--- begin ---

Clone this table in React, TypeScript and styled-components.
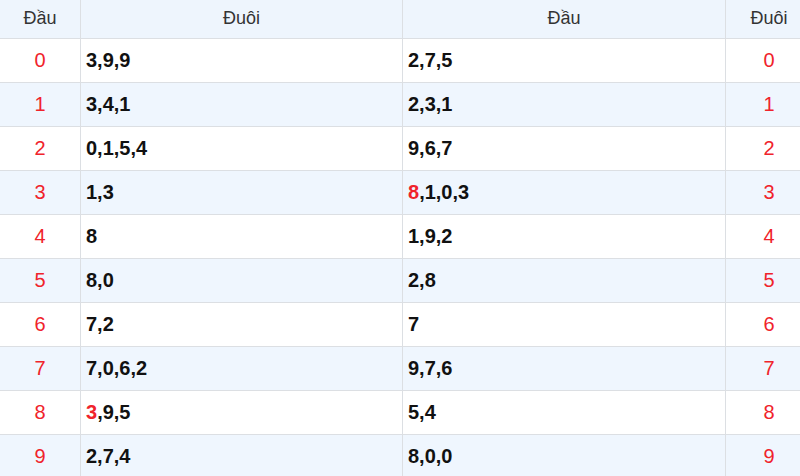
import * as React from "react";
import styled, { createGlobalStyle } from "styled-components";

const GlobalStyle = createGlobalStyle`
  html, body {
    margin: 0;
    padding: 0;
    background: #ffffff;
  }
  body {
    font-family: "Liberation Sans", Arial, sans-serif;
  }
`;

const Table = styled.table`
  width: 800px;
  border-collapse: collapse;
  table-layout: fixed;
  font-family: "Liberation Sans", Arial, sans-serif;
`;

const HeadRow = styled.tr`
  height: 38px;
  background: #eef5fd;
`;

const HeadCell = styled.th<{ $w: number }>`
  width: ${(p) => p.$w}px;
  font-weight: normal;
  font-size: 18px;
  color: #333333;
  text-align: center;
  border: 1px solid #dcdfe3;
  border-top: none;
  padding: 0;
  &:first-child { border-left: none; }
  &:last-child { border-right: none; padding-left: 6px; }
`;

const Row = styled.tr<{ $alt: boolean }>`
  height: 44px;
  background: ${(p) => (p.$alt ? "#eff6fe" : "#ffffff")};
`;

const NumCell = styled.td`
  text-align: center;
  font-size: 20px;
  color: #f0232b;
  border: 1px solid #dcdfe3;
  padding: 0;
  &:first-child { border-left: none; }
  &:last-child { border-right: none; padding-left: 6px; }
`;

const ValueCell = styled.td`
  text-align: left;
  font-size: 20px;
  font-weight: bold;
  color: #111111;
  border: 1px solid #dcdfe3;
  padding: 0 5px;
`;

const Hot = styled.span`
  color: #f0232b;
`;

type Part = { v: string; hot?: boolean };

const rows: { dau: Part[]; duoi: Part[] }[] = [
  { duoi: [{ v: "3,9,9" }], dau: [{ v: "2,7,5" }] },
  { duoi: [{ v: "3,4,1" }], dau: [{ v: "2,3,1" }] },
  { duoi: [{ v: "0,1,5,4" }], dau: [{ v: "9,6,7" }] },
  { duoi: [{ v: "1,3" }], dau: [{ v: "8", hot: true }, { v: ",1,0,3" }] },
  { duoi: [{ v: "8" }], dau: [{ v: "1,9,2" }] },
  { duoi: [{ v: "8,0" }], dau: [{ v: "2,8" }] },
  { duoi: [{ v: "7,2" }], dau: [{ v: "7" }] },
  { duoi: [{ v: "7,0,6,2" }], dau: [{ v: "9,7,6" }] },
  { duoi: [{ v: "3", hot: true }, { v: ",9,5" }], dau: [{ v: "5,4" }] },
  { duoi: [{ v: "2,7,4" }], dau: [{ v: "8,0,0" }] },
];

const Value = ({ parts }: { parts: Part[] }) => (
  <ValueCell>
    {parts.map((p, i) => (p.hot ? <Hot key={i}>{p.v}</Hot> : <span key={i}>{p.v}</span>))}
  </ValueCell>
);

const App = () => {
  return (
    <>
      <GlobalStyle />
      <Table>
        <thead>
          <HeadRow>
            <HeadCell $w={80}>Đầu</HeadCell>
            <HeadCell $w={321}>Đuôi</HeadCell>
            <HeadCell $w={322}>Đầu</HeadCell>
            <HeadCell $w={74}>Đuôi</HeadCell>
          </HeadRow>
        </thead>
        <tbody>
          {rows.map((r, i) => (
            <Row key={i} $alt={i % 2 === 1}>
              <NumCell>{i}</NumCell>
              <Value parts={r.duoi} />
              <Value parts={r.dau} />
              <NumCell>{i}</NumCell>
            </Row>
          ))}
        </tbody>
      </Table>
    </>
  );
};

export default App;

--- end ---

[Problem description]
Copy every line of the data that holds the string "styled".

[Solution to the problem]
Clone this table in React, TypeScript and styled-components.
import styled, { createGlobalStyle } from "styled-components";
const Table = styled.table`
const HeadRow = styled.tr`
const HeadCell = styled.th<{ $w: number }>`
const Row = styled.tr<{ $alt: boolean }>`
const NumCell = styled.td`
const ValueCell = styled.td`
const Hot = styled.span`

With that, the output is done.